The next step in Virtual Tags is to combine the tags from different data points. For example, we are only interested in the turbidity readings when the filter was running. We can do this by combining this data with a valve status or flow in the filter.

This approach might seem cumbersome but it simplifies analysing data from Historian. Virtual Tags enables several analytical processes that would otherwise be hard to. This system also adds context to the SCADA information by linking tags to each other and the processes they describe. If you are interested in more detail, then please download the technical manual for Virtual Tags and how they are implemented in SQL.

## The Presentation

And finally, these are the slides of my keynote presentation.

## 7 thoughts on “How Virtual Tags have transformed SCADA data analysis”

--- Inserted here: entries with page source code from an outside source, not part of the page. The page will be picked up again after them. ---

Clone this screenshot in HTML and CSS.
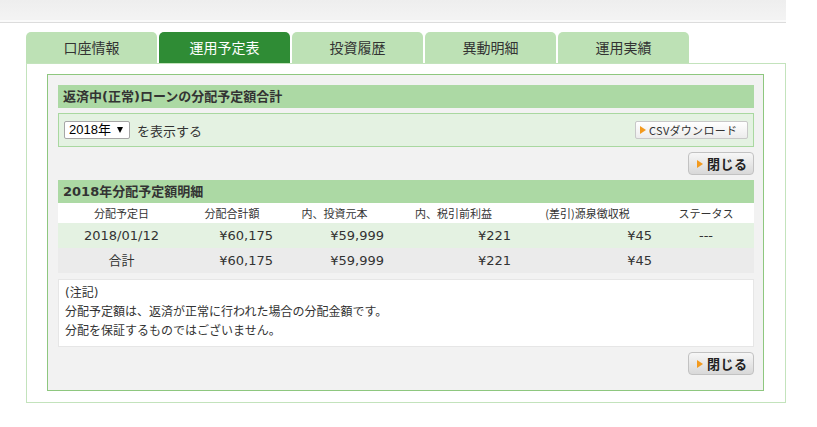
FILE: index.html
```html
<!DOCTYPE html>
<html lang="ja">
<head>
<meta charset="utf-8">
<title>運用予定表</title>
<link rel="stylesheet" href="styles.css">
</head>
<body>
<div class="page">
  <div class="topbar"></div>
  <div class="main">
    <nav class="tabs">
      <a class="tab">口座情報</a>
      <a class="tab active">運用予定表</a>
      <a class="tab">投資履歴</a>
      <a class="tab">異動明細</a>
      <a class="tab">運用実績</a>
    </nav>
    <div class="panel">
      <div class="inner">
        <h2 class="bar">返済中(正常)ローンの分配予定額合計</h2>
        <div class="filter">
          <div class="filter-left">
            <span class="year-select"><span class="year-text">2018年</span><span class="arrow"></span></span>
            <span class="filter-label">を表示する</span>
          </div>
          <a class="csv-btn"><span class="tri"></span>CSVダウンロード</a>
        </div>
        <div class="btn-row">
          <a class="close-btn"><span class="tri"></span>閉じる</a>
        </div>
        <h2 class="bar bar2">2018年分配予定額明細</h2>
        <table class="detail">
          <colgroup>
            <col class="c1"><col class="c2"><col class="c3"><col class="c4"><col class="c5"><col class="c6">
          </colgroup>
          <thead>
            <tr>
              <th>分配予定日</th>
              <th>分配合計額</th>
              <th>内、投資元本</th>
              <th>内、税引前利益</th>
              <th>(差引)源泉徴収税</th>
              <th>ステータス</th>
            </tr>
          </thead>
          <tbody>
            <tr class="row-data">
              <td class="center">2018/01/12</td>
              <td class="num">¥60,175</td>
              <td class="num">¥59,999</td>
              <td class="num">¥221</td>
              <td class="num">¥45</td>
              <td class="center">---</td>
            </tr>
            <tr class="row-total">
              <td class="center">合計</td>
              <td class="num">¥60,175</td>
              <td class="num">¥59,999</td>
              <td class="num">¥221</td>
              <td class="num">¥45</td>
              <td class="center"></td>
            </tr>
          </tbody>
        </table>
        <div class="notes">
          <p>(注記)</p>
          <p>分配予定額は、返済が正常に行われた場合の分配金額です。</p>
          <p>分配を保証するものではございません。</p>
        </div>
        <div class="btn-row">
          <a class="close-btn"><span class="tri"></span>閉じる</a>
        </div>
      </div>
    </div>
  </div>
</div>
</body>
</html>
```
FILE: styles.css
```css
* { box-sizing: border-box; }

body {
  margin: 0;
  background: #fff;
  font-family: "DejaVu Sans", "Noto Sans CJK JP", sans-serif;
  color: #333;
}

.page {
  width: 786px;
}

.topbar {
  height: 23px;
  background: linear-gradient(#eeeeee, #f4f4f4);
  border-bottom: 1px solid #dcdcdc;
  box-shadow: inset 0 -2px 0 #fafafa;
}

.main {
  padding: 9px 0 0 26px;
}

.tabs {
  display: flex;
  gap: 2px;
}

.tab {
  display: block;
  width: 131px;
  height: 31px;
  line-height: 31px;
  text-align: center;
  font-family: "Noto Sans CJK JP", sans-serif;
  font-size: 14px;
  color: #333;
  background: #bde1b5;
  border-radius: 5px 5px 0 0;
}

.tab.active {
  background: #2f8c35;
  color: #fff;
}

.panel {
  border: 1px solid #c3e3bc;
  padding: 10px 21px 11px 20px;
  background: #fff;
}

.inner {
  border: 1px solid #8ec77f;
  background: #f2f2f2;
  padding: 10px 9px 15px 10px;
}

.bar {
  margin: 0;
  height: 23px;
  line-height: 23px;
  padding-left: 5px;
  background: #acd9a4;
  font-size: 13px;
  font-weight: bold;
  color: #333;
}

.filter {
  margin-top: 5px;
  height: 34px;
  border: 1px solid #a9d8a0;
  background: #e4f2e2;
  display: flex;
  align-items: center;
  justify-content: space-between;
  padding: 0 5px 0 5px;
}

.filter-left {
  display: flex;
  align-items: center;
  gap: 7px;
}

.year-select {
  display: flex;
  align-items: center;
  width: 66px;
  height: 18px;
  border: 1px solid #a6a6a6;
  border-radius: 2px;
  background: #fff;
  padding-left: 4px;
  padding-right: 6px;
  font-family: "Liberation Sans", "Noto Sans CJK JP", sans-serif;
  font-size: 13px;
  color: #000;
  line-height: 16px;
  white-space: nowrap;
}

.arrow {
  display: block;
  flex: none;
  margin-left: auto;
  width: 0;
  height: 0;
  border-left: 3px solid transparent;
  border-right: 3px solid transparent;
  border-top: 6px solid #000;
}

.filter-label {
  font-family: "Noto Sans CJK JP", sans-serif;
  font-size: 13px;
  color: #333;
}

.csv-btn {
  display: flex;
  align-items: center;
  width: 113px;
  height: 18px;
  border: 1px solid #c8c8c8;
  border-radius: 2px;
  background: linear-gradient(#ffffff, #ececec);
  padding-left: 4px;
  font-family: "Noto Sans CJK JP", sans-serif;
  font-size: 11px;
  letter-spacing: 0.3px;
  color: #333;
  line-height: 16px;
}

.tri {
  display: inline-block;
  width: 0;
  height: 0;
  border-top: 4px solid transparent;
  border-bottom: 4px solid transparent;
  border-left: 6px solid #f39a1e;
  margin-right: 3px;
}

.btn-row {
  display: flex;
  justify-content: flex-end;
  margin-top: 5px;
}

.close-btn {
  display: flex;
  align-items: center;
  width: 66px;
  height: 23px;
  border: 1px solid #c2c2c2;
  border-radius: 4px;
  background: linear-gradient(#f7f7f7, #d8d8d8);
  padding-left: 8px;
  font-family: "Noto Sans CJK JP", sans-serif;
  font-size: 13px;
  font-weight: bold;
  color: #222;
  letter-spacing: 0.5px;
}

.close-btn .tri {
  margin-right: 4px;
}

.bar2 {
  margin-top: 5px;
}

.detail {
  width: 100%;
  border-collapse: collapse;
  table-layout: fixed;
}

.c1 { width: 127px; }
.c2 { width: 94px; }
.c3 { width: 111px; }
.c4 { width: 127px; }
.c5 { width: 141px; }
.c6 { width: 96px; }

.detail th {
  height: 20px;
  padding: 0;
  background: #fff;
  font-family: "Noto Sans CJK JP", sans-serif;
  font-size: 11px;
  font-weight: normal;
  text-align: center;
  color: #333;
  line-height: 20px;
}

.detail td {
  height: 25px;
  padding: 0;
  font-size: 13px;
  line-height: 25px;
  color: #333;
}

.detail td.num {
  text-align: right;
  padding-right: 6px;
}

.detail td.center {
  text-align: center;
}

.row-data td {
  background: #e4f2e2;
}

.row-total td {
  background: #ebebeb;
}

.notes {
  margin-top: 6px;
  border: 1px solid #e6e6e6;
  background: #fff;
  padding: 4px 6px 5px 6px;
  font-size: 12px;
  line-height: 19px;
  color: #333;
}

.notes p {
  margin: 0;
}
```
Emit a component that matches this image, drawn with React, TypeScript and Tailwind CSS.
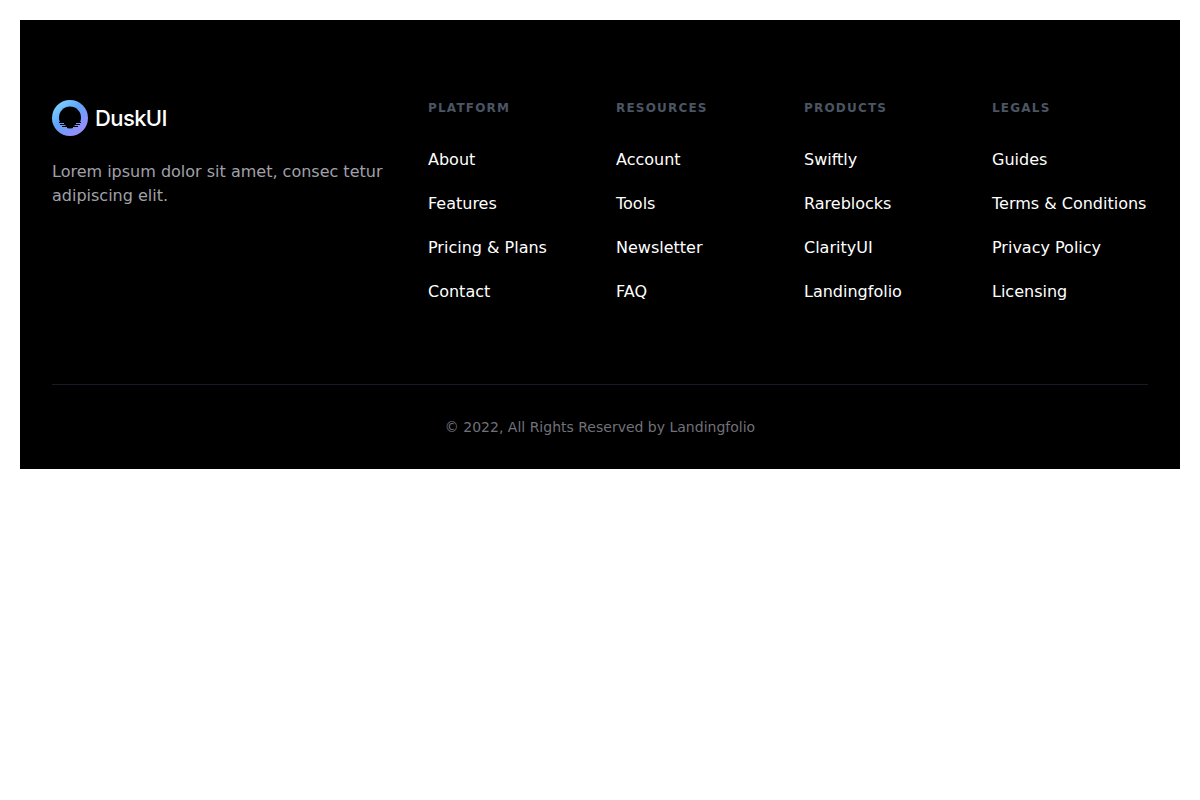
const columns = [
  { title: 'Platform', links: ['About', 'Features', 'Pricing & Plans', 'Contact'] },
  { title: 'Resources', links: ['Account', 'Tools', 'Newsletter', 'FAQ'] },
  { title: 'Products', links: ['Swiftly', 'Rareblocks', 'ClarityUI', 'Landingfolio'] },
  { title: 'Legals', links: ['Guides', 'Terms & Conditions', 'Privacy Policy', 'Licensing'] },
];

function Logo() {
  return (
    <div className="flex h-9 items-center gap-[7px]">
      <svg width="36" height="36" viewBox="0 0 36 36" fill="none">
        <defs>
          <linearGradient id="ring" x1="5" y1="3" x2="31" y2="33" gradientUnits="userSpaceOnUse">
            <stop offset="0" stopColor="#7dd3fc" />
            <stop offset="0.4" stopColor="#60a5fa" />
            <stop offset="1" stopColor="#9d8bfa" />
          </linearGradient>
        </defs>
        <circle cx="18" cy="18" r="18" fill="url(#ring)" />
        <circle cx="18" cy="17.5" r="11" fill="#000" />
        {/* banded lower edge of the hole */}
        <path d="M7 22.5h22M8 24.5h20M10 26.5h16" stroke="#000" strokeWidth="1" />
        <path d="M7 23.5h5M24 23.5h5M8.5 25.5h5M22.5 25.5h5M11 27.5h4M21 27.5h4" stroke="url(#ring)" strokeWidth="1" />
      </svg>
      <span className="font-['Inter',sans-serif] text-[22px] font-medium leading-none tracking-[-0.6px] text-white">
        DuskUI
      </span>
    </div>
  );
}

export default function App() {
  return (
    <div className="p-5 font-['DejaVu_Sans',sans-serif]">
      <footer className="bg-black px-8 pb-8 pt-20">
        <div className="grid grid-cols-6 gap-x-8">
          <div className="col-span-2">
            <Logo />
            <p className="mt-6 text-base leading-6 text-[#a1a1aa]">
              Lorem ipsum dolor sit amet, consec tetur adipiscing elit.
            </p>
          </div>
          {columns.map((col) => (
            <div key={col.title}>
              <h6 className="text-xs font-bold uppercase tracking-widest text-[#4b5563]">{col.title}</h6>
              <ul className="mt-8 flex flex-col gap-5">
                {col.links.map((link) => (
                  <li key={link} className="whitespace-nowrap text-base leading-6 text-white">
                    {link}
                  </li>
                ))}
              </ul>
            </div>
          ))}
        </div>
        <hr className="mt-20 border-[#1a1a26]" />
        <p className="mt-8 text-center text-sm text-[#71717a]">© 2022, All Rights Reserved by Landingfolio</p>
      </footer>
    </div>
  );
}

1. Forgive my pedantry but this seems more like a virtual sample than a virtual tag. Nevertheless the function you describe would be incredibly useful. It is amazing how difficult it can be to analyse data from a SCADA historian and how un-user-friendly they are. Your function should be a standard feature offered whenever you try to export data from a historian – there should be a popup saying “would you like to export the data as x interpolated samples every x seconds beginning at 00:00”. Sell it to Citect.

• Thanks for the kind words Tom.

We called them tags instead of samples because besides creating equally-spaced time series to simplify analysis we also add context to the tags and create new tags by combining several into one or through formulas.

We share the manual and the code as open source. We have implemented it as an SQL package. Both are linked in the article.